“‘Cherish, conserve, consider, create’: you could do worse than to live your life according to the principles propounded by the composer Lou Harrison,” wrote Alex Ross.
I fell down a rabbit hole yesterday, listening to Harrison’s music and reading about his life. In addition to being a musician, composer, and maker of musical instruments, Harrison was also a poet, a painter, and a calligrapher.
In my quest to find out if he ever actually explained his motto, I came across a scan of his wonderful Music Primer, a 50-page booklet of his ideas about music, full of calligraphy and diagrams. Here’s a sample page:
The primer is full of little nuggets of wisdom, such as:
“The path to silliness nowadays is to allow one’s self to become indebted to a silly society — do not do it. Find out what you yourself can and will afford — do only that.”
“Originality, personality, or style can neither be encouraged nor prevented. Forget the matter.”
“Always compose as though there were plenty of paper.”
Alas, I have yet to find any explanation of Harrison’s motto: “Cherish, conserve, consider, create.” I’m curious as to whether the 4 Cs are linear or non-linear. I have a bad habit, when someone lists principles or elements, to assume they unfold one after the other, chronologically. I’m not sure if Harrison’s motto unfolds in any particular order, but one order the items are listed in is alphabetical: in fact, “conserve” is followed directly by “consider” in my American Heritage Dictionary.
I have my own ideas:
Cherish, hold dear, treat with tenderness and affection.
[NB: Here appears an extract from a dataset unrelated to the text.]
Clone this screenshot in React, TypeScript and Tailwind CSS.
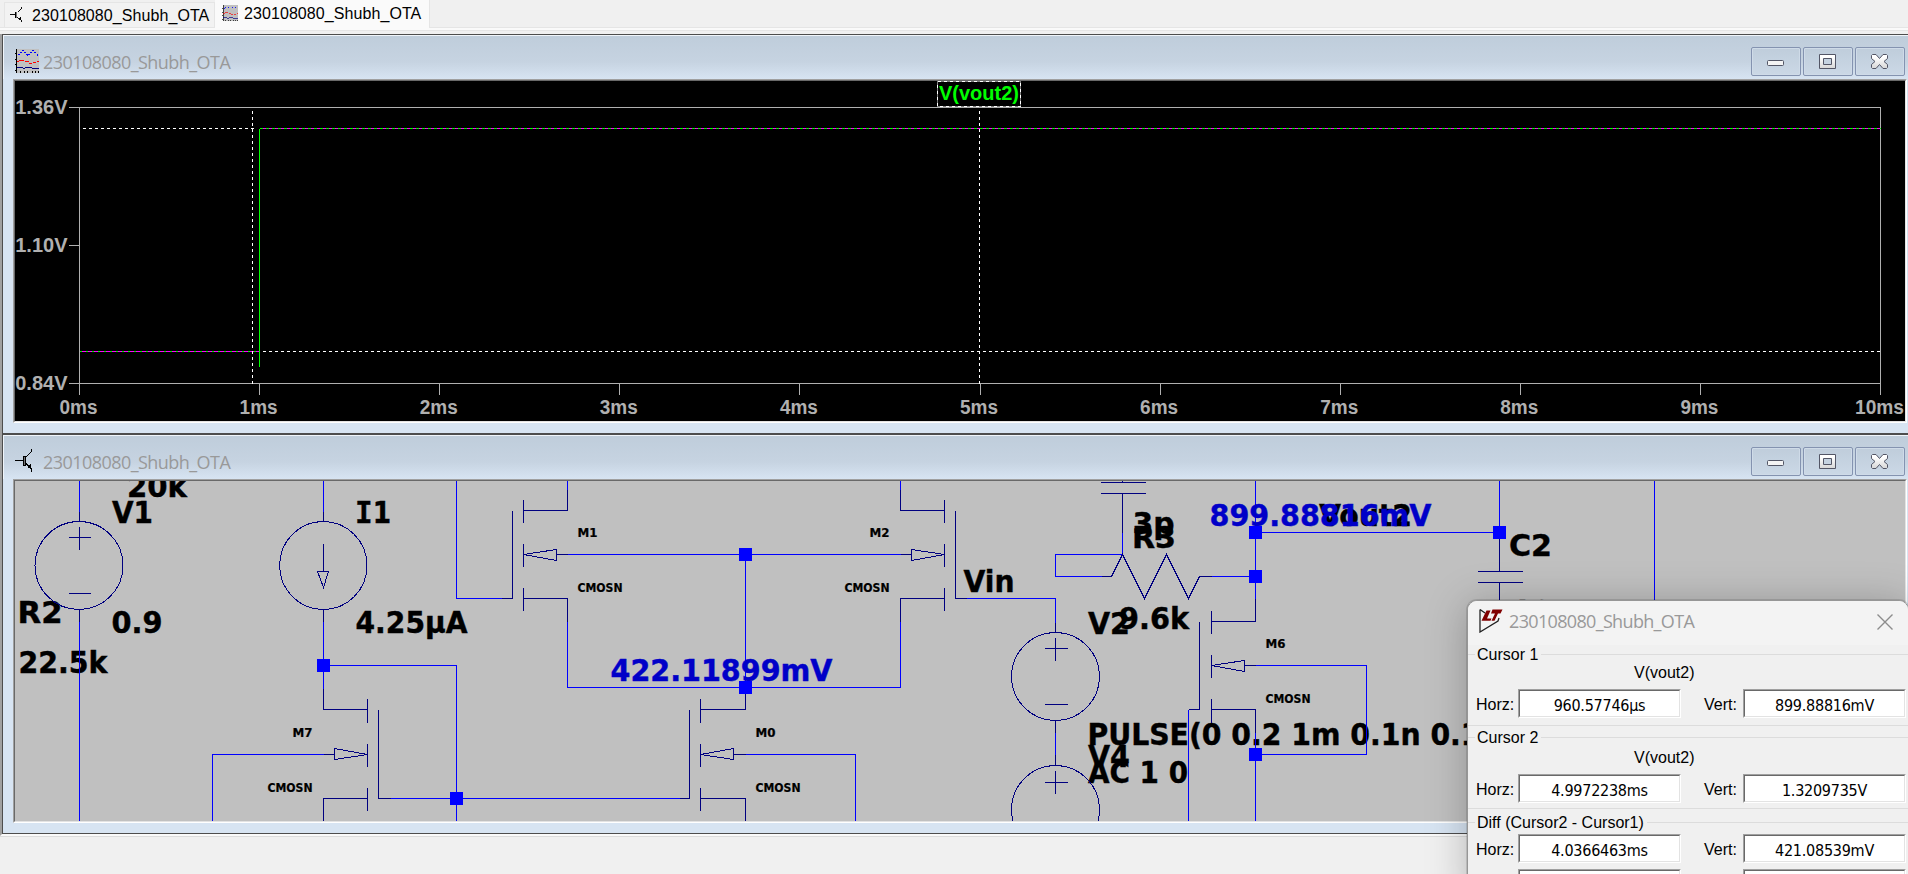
import React from "react";

const TITLE = "230108080_Shubh_OTA";

function TransistorIcon({ className }: { className: string }) {
  return (
    <svg className={className} viewBox="0 0 24 24" fill="none" stroke="#000" shapeRendering="crispEdges">
      <path d="M0 11.5H8M11 8L16.5 2.500V0M11 15L16.5 20V23" strokeWidth="1.4" />
      <path d="M8 7h3v10h-3z" fill="#000" stroke="none" />
      <path d="M9 8h1v8h-1z" fill="#777" stroke="none" />
      <path d="M12 18l4-3v5z" fill="#000" stroke="none" />
    </svg>
  );
}

function WaveIcon({ className }: { className: string }) {
  return (
    <svg className={className} viewBox="0 0 24 24" fill="none" shapeRendering="crispEdges">
      <rect x="1" width="23" height="24" fill="#c0c0c0" />
      <path d="M1.500 0V24M0 4.500H1M0 10.500H1M0 15.500H1M0 21.500H1M5.500 22V24M9.500 22V24M12.500 22V24M17.500 22V24M20.500 22V24M23.500 22V24" stroke="#000" />
      <path d="M3 6L8 1.500L13 7L18 1.500L23 7" stroke="#0000ff" strokeDasharray="1.500 1.500" strokeWidth="1.300" />
      <path d="M2 12.500H4M4 11.500H9M10 12.500H14M14 14.500H17M18 13.500H21M22 12.500H24" stroke="#ff0000" />
      <path d="M2 18.500H8M8 19.500H10M10 18.500H17M17 19.500H24" stroke="#000080" />
    </svg>
  );
}

function CaptionButton({ kind }: { kind: "min" | "max" | "close" }) {
  return (
    <div className="flex h-[29px] w-[50px] items-center justify-center rounded-[2px] border border-[#8493b0] bg-gradient-to-b from-[#bfcddb] to-[#cbd8e6] shadow-[inset_0_0_0_1px_#cfdbe8]">
      <svg width="48" height="27" viewBox="0 0 48 27">
        <defs>
          <linearGradient id={"glyph-" + kind} x1="0" y1="0" x2="0" y2="1">
            <stop offset="0.2" stopColor="#ffffff" />
            <stop offset="1" stopColor="#d6d6d6" />
          </linearGradient>
        </defs>
        {kind === "min" && (
          <rect x="15.5" y="12.500" width="16" height="5" rx="1" fill="#f4f4f4" stroke="#535666" />
        )}
        {kind === "max" && (
          <path fillRule="evenodd" d="M15.500 6.500h16v14h-16zM19.500 10.500h8v6h-8z" fill="url(#glyph-max)" stroke="#535666" strokeLinejoin="round" />
        )}
        {kind === "close" && (
          <path d="M16.500 6.500h3.500l3.500 4l3.500-4h3.500l1 1v3l-3.500 3l3.500 3v3l-1 1h-3.500l-3.500-4l-3.500 4h-3.500l-1-1v-3l3.500-3l-3.500-3v-3z" fill="url(#glyph-close)" stroke="#535666" strokeLinejoin="round" />
        )}
      </svg>
    </div>
  );
}

function ChildWindow({ icon, children }: { icon: React.ReactNode; children: React.ReactNode }) {
  return (
    <section className="flex h-[400px] shrink-0 flex-col border-b border-l border-t border-[#4d4d4d] bg-[#d7e4f2]">
      <div className="flex h-[44px] shrink-0 items-start border-l border-t border-[#f0f5fa] bg-[linear-gradient(#bfcddb,#c6d3e1_60%,#d7e4f2)] pl-[11px] pr-[3px]">
        <div className="mt-[13px] h-6 w-6">{icon}</div>
        <span className="ml-[4px] mt-[13px] font-['Open_Sans','Noto_Sans',sans-serif] text-[18px] leading-[26px] tracking-[-0.55px] text-[#999999]">{TITLE}</span>
        <div className="ml-auto mt-[11px] flex gap-[2px]">
          <CaptionButton kind="min" />
          <CaptionButton kind="max" />
          <CaptionButton kind="close" />
        </div>
      </div>
      <div className="ml-[10px] mr-px h-[344px] shrink-0 border-b border-r border-b-white border-r-white border-l border-t border-l-[#a0a0a0] border-t-[#a0a0a0]">
        <div className="h-[342px] border-b border-r border-b-[#e3e3e3] border-r-[#e3e3e3] border-l border-t border-l-[#696969] border-t-[#696969]">
          {children}
        </div>
      </div>
    </section>
  );
}

const ticks = [0, 1, 2, 3, 4, 5, 6, 7, 8, 9, 10];

function Plot() {
  return (
    <svg className="block bg-black" width="1890" height="340" viewBox="15 81 1890 340">
      <g transform="translate(0.5 0.5)" shapeRendering="crispEdges" fill="none">
        <path d="M68 107H1880V394M79 107V394M68 383H1880M68 245H79" stroke="#b0b0b0" />
        {ticks.map((t) => (
          <path key={t} d={`M${Math.round(79 + t * 180.1)} 383V394`} stroke="#b0b0b0" />
        ))}
        <path d="M82 128H256M262 351H1880" stroke="#fff" strokeDasharray="3 3" />
        <path d="M259 128H1880" stroke="#ff00ff" />
        <path d="M259 128H1880" stroke="#00ff00" strokeDasharray="3 3" />
        <path d="M79 351H259" stroke="#ff00ff" />
        <path d="M79 351H259" stroke="#00ff00" strokeDasharray="2 4" />
        <path d="M259 128V366" stroke="#00ff00" />
        <path d="M252 110V383M979 110V383" stroke="#fff" strokeDasharray="3 3" />
        <path d="M937 81H1020V106H937Z" stroke="#808080" />
        <path d="M937 81H1020V106H937Z" stroke="#fff" strokeDasharray="3 3" />
      </g>
      <g className="font-['Liberation_Sans',Arial,sans-serif] text-[20px] font-bold" fill="#b0b0b0">
        <text x="67.500" y="113.500" textAnchor="end">1.36V</text>
        <text x="67.500" y="251.500" textAnchor="end">1.10V</text>
        <text x="67.500" y="389.500" textAnchor="end">0.84V</text>
        {ticks.map((t) => (
          <text key={t} x={78.5 + t * 180.1} y="413.500" textAnchor="middle" textLength={t === 10 ? 49 : 38} lengthAdjust="spacingAndGlyphs">{t}ms</text>
        ))}
        <text x="979" y="100" textAnchor="middle" fill="#00ff00">V(vout2)</text>
      </g>
    </svg>
  );
}

const nodes = [
  [323, 665], [456, 798], [745, 554], [745, 687],
  [1255, 532], [1255, 576], [1255, 754], [1499, 532],
];

type LabelProps = { x: number; y: number; w: number; end?: boolean; children: React.ReactNode };

function Label({ x, y, w, end, children }: LabelProps) {
  return (
    <text x={x} y={y} textLength={w} lengthAdjust="spacingAndGlyphs" textAnchor={end ? "end" : "start"}>
      {children}
    </text>
  );
}

function Schematic() {
  return (
    <svg className="block bg-[#c0c0c0]" width="1890" height="340" viewBox="15 481 1890 340">
      <g className="font-['DejaVu_Sans_Condensed','DejaVu_Sans',sans-serif] text-[31px] font-bold" fill="#000" stroke="#000" strokeWidth="0.4">
        <Label x={127} y={496.500} w={60}>20k</Label>
        <Label x={112} y={522.500} w={41}>V1</Label>
        <Label x={355} y={522.500} w={36}><tspan className="font-['DejaVu_Sans_Mono',monospace]">I</tspan>1</Label>
        <Label x={111.500} y={633} w={51}>0.9</Label>
        <Label x={355.500} y={633} w={112}>4.25µA</Label>
        <Label x={17.500} y={622.500} w={45}>R2</Label>
        <Label x={18.500} y={672.500} w={89}>22.5k</Label>
        <Label x={963.500} y={591.500} w={51}>Vin</Label>
        <Label x={1088} y={633.500} w={42}>V2</Label>
        <Label x={1119} y={628.500} w={70}>9.6k</Label>
        <Label x={1087.500} y={744.500} w={393}>PULSE(0 0.2 1m 0.1n 0.1</Label>
        <Label x={1088} y={767} w={42}>V4</Label>
        <Label x={1088} y={782.500} w={100}>AC 1 0</Label>
        <Label x={1132.500} y={534} w={42}>3p</Label>
        <Label x={1132} y={547.500} w={44}>R3</Label>
        <Label x={1319} y={525.500} w={93}>Vout2</Label>
        <Label x={1509} y={555.500} w={43}>C2</Label>
        <Label x={1512} y={621.500} w={60}>10p</Label>
      </g>
      <g className="font-['DejaVu_Sans_Condensed','DejaVu_Sans',sans-serif] text-[12px] font-bold" fill="#000" stroke="#000" strokeWidth="0.2">
        <Label x={312.500} y={736.500} w={20} end>M7</Label>
        <Label x={312.500} y={791.500} w={45} end>CMOSN</Label>
        <Label x={577.500} y={536.500} w={20}>M1</Label>
        <Label x={577.500} y={591.500} w={45}>CMOSN</Label>
        <Label x={889.500} y={536.500} w={20} end>M2</Label>
        <Label x={889.500} y={591.500} w={45} end>CMOSN</Label>
        <Label x={755.500} y={736.500} w={20}>M0</Label>
        <Label x={755.500} y={791.500} w={45}>CMOSN</Label>
        <Label x={1265.500} y={647.500} w={20}>M6</Label>
        <Label x={1265.500} y={702.500} w={45}>CMOSN</Label>
      </g>
      <g transform="translate(0.5 0.5)" shapeRendering="crispEdges" fill="none">
        <path
          stroke="#0000ff"
          d="M79 480V511M79 621V821M323 480V511M323 621V688M323 665H456V821M456 480V598H501M212 821V754H323M390 798H679M567 480V489M567 554H900M745 554V687M567 621V687H900V621M900 480V489M745 754H855V821M966 598H1055V622M1122 532V554H1055V576H1101M1211 576H1255M1255 480V598M1255 532H1499V480M1055 732V754M1188 821V709M1255 665H1366V754H1255M1255 732V821M1654 480V602"
        />
        <g stroke="#000080">
          <path d="M79 511V521M79 609V621M68 537H90M79 526V549M68 593H90" />
          <circle cx="78.500" cy="565" r="44" />
          <path d="M323 511V521M323 609V621M323 543V571M317 571H328L323 587Z" />
          <ellipse cx="322.800" cy="565" rx="43.700" ry="44" />
          <path d="M323 688V709H367M367 698V722M378 709V798H390M367 743V766M334 748V759L367 754ZM323 754H334M367 787V810M367 798H323V821" />
          <path d="M501 598H512V510M523 499V522M523 543V566M523 587V610M523 510H567V489M556 549V560L523 554ZM556 554H567M523 598H567V621" />
          <path d="M966 598H955V510M944 499V522M944 543V566M944 587V610M944 510H900V489M911 549V560L944 554ZM911 554H900M944 598H900V621" />
          <path d="M679 798H689V709M700 698V722M700 743V766M700 787V810M700 709H745V687M733 748V759L700 754ZM733 754H745M700 798H745V821" />
          <path d="M1188 709H1199V621M1211 610V633M1211 654V677M1211 698V722M1211 621H1255V598M1244 660V671L1211 665ZM1244 665H1255M1211 709H1255V732" />
          <path d="M1122 480V482M1100 482H1145M1100 493H1145M1122 493V532M1101 576H1111L1122 554L1144 598L1166 554L1188 598L1199 576H1211" />
          <path d="M1055 622V632M1044 648H1067M1055 637V660M1044 704H1067M1055 720V732M1055 754V765M1044 782H1067M1055 770V793" />
          <circle cx="1055" cy="676" r="44" />
          <circle cx="1055" cy="809" r="44" />
          <path d="M1499 532V571M1477 571H1522M1477 582H1522M1499 582V602" />
        </g>
      </g>
      <g className="font-['DejaVu_Sans_Condensed','DejaVu_Sans',sans-serif] text-[31px] font-bold" fill="#0000c8" stroke="#0000c8" strokeWidth="0.4">
        <Label x={610.500} y={680.500} w={222}>422.11899mV</Label>
        <Label x={1209.500} y={525.500} w={222}>899.88816mV</Label>
      </g>
      {nodes.map(([x, y]) => (
        <rect key={`${x}-${y}`} x={x - 6} y={y - 6} width="13" height="13" fill="#0000ff" />
      ))}
    </svg>
  );
}

function Field({ label, value, vert }: { label: string; value?: string; vert?: boolean }) {
  return (
    <div className={vert ? "flex w-[202px] items-center" : "flex w-[205px] items-center"}>
      <span className={vert ? "w-[39px] pt-[2px] text-[16px]" : "w-[42px] pt-[2px] text-[16px]"}>{label}</span>
      <div className="h-[29px] w-[163px] border-b border-l border-r border-t border-b-white border-l-[#a0a0a0] border-r-white border-t-[#a0a0a0]">
        <div className="h-[27px] border-b border-l border-r border-t border-b-[#e3e3e3] border-l-[#696969] border-r-[#e3e3e3] border-t-[#696969] bg-white pt-px text-center font-['DejaVu_Sans_Condensed','DejaVu_Sans',sans-serif] text-[16px] leading-[27px] tracking-[-0.25px]">
          {value}
        </div>
      </div>
    </div>
  );
}

function FieldRow({ horz, vert }: { horz?: string; vert?: string }) {
  return (
    <div className="flex h-[29px] justify-between pl-[8px] pr-[2px]">
      <Field label={horz ? "Horz:" : ""} value={horz} />
      <Field label={vert ? "Vert:" : ""} value={vert} vert />
    </div>
  );
}

function GroupLabel({ text }: { text: string }) {
  return (
    <div className="flex h-[18px] items-center">
      <div className="h-px w-[7px] bg-[#dcdcdc]" />
      <span className="mt-[2px] whitespace-pre pl-[2px] pr-[3px] text-[16px] leading-[18px]">{text}</span>
      <div className="h-px flex-1 bg-[#dcdcdc]" />
    </div>
  );
}

function CursorDialog() {
  return (
    <div className="absolute left-[1467px] top-[600px] flex h-[300px] w-[442px] flex-col overflow-hidden rounded-[10px] border border-[#969696] bg-[#f0f0f0] font-['Liberation_Sans',Arial,sans-serif] text-black shadow-[0_0_0_1px_rgba(0,0,0,0.12),0_4px_40px_rgba(0,0,0,0.25)]">
      <div className="flex h-[44px] shrink-0 items-start bg-[#f3f3f3] pl-[11px] pr-[15px]">
        <svg className="mt-[8px]" width="24" height="24" viewBox="0 0 24 24">
          <path d="M1 0.500V23L19 12L20 9M1 0.500L6 4" fill="none" stroke="#222" strokeWidth="1.300" />
          <path d="M7.500 1.500H11.500L8 9.500H12.500L11.500 11.800H2.500L6.500 3.500Z" fill="#800000" />
          <path d="M13.500 0.500H23.500L21.500 4.500H19L15.500 11.800H12.500L16 4.500H12Z" fill="#800000" />
        </svg>
        <span className="ml-[6px] mt-[7px] font-['Open_Sans','Noto_Sans',sans-serif] text-[18px] leading-[26px] tracking-[-0.66px] text-[#999999]">{TITLE}</span>
        <svg className="ml-auto mt-[13px]" width="16" height="16" viewBox="0 0 16 16">
          <path d="M0.500 0.500L15.500 15.500M15.500 0.500L0.500 15.500" stroke="#8c8c8c" strokeWidth="1.400" />
        </svg>
      </div>
      <div className="flex h-[81px] shrink-0 flex-col border-b border-[#dcdcdc]">
        <GroupLabel text="Cursor 1" />
        <div className="-mt-px h-[27px] pl-[166px] pt-[2px] text-[16px] leading-[18px]">V(vout2)</div>
        <FieldRow horz="960.57746µs" vert="899.88816mV" />
      </div>
      <div className="flex h-[83px] shrink-0 flex-col border-b border-[#dcdcdc] pt-[2px]">
        <GroupLabel text="Cursor 2" />
        <div className="h-[28px] pl-[166px] pt-[3px] text-[16px] leading-[18px]">V(vout2)</div>
        <FieldRow horz="4.9972238ms" vert="1.3209735V" />
      </div>
      <div className="flex shrink-0 flex-col pt-[4px]">
        <GroupLabel text="Diff (Cursor2 - Cursor1)" />
        <div className="mt-[3px] flex flex-col gap-[6px]">
          <FieldRow horz="4.0366463ms" vert="421.08539mV" />
          <FieldRow />
        </div>
      </div>
    </div>
  );
}

export default function App() {
  return (
    <div className="relative h-[874px] w-[1908px] overflow-hidden bg-[#f0f0f0]">
      <div className="flex h-[28px] items-end border-b border-[#e5e5e5] pl-[4px] font-['Liberation_Sans',Arial,sans-serif] text-[16px] tracking-[0.08px] text-black">
        <div className="flex h-[25px] w-[211px] items-center border border-b-0 border-[#e5e5e5] bg-[#f2f2f2] pl-[5px]">
          <TransistorIcon className="h-4 w-4" />
          <span className="ml-[6px] mt-px leading-[18px]">{TITLE}</span>
        </div>
        <div className="-mb-px flex h-[28px] w-[215px] items-center border-r border-[#e5e5e5] bg-[#fafafa] pb-[2px] pl-[7px]">
          <WaveIcon className="h-4 w-4" />
          <span className="ml-[6px] mt-px leading-[18px]">{TITLE}</span>
        </div>
      </div>
      <div className="h-[2px] bg-[#fafafa]" />
      <div className="h-[4px] border-t border-[#e5e5e5]" />
      <div className="flex h-[802px] flex-col border-b-2 border-l-2 border-b-[#fafafa] border-l-[#a0a0a0]">
        <ChildWindow icon={<WaveIcon className="h-6 w-6" />}>
          <Plot />
        </ChildWindow>
        <ChildWindow icon={<TransistorIcon className="h-6 w-6" />}>
          <Schematic />
        </ChildWindow>
      </div>
      <div className="h-px bg-[#dcdcdc]" />
      <CursorDialog />
    </div>
  );
}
Conserve, save what’s worth saving, protect it from harm or loss, use it carefully, avoid waste.
Consider, think carefully about it all, form an opinion.
Create, produce, bring new things into being.
Poet Dana Gioia brought up Harrison’s motto when discussing the “conservative” nature of poetry. He says he sees the whole notion of art as one of “conservation,” of “looking at all the achievements of the past and figuring out what it is we save and what it is that we need to add to move forward.” The really great poets, he says, are conserving culture, and you get the sense when “reading these wonderful poems that everything that was worthwhile and usable in the past somehow found a place in these poems.” Like in math or science, Gioia says, the poet shouldn’t just throw everything out, but should “take it and you would build on it to make something that was meaningful for the moment.”
“Conservative” is a word with loaded meaning and heavy connotation, especially in America and in the crews I run with, but one of the reasons I think Steal Like An Artist is so popular is that though its seems completely radical at first, there is a conservative — in the good sense of the word, the sense of saving what’s worth saving — element running through the book: its message, essentially, is to know what came before you so you can turn it into something of your own.
Because, perhaps counterintuitively, one of the beset ways to “make it new,” is to steal from places alien in space or time, often into the deep past. Here, for example, is Gioia’s advice to students:
Pay attention to what interests you, not into this kind of novelty-driven commercial culture we’re in…. Punk yourself out of the daily ephemeral culture and immerse yourself into things that are going to be still there 10 years later or 100 years later. I think the distractions for younger people today are so extreme that they learn very little about the past. Therefore, they learn very little about the present, because you can’t understand anything unless you have a point by which to judge it as a point of perspective.
Or, in other words: “Steal old stuff.”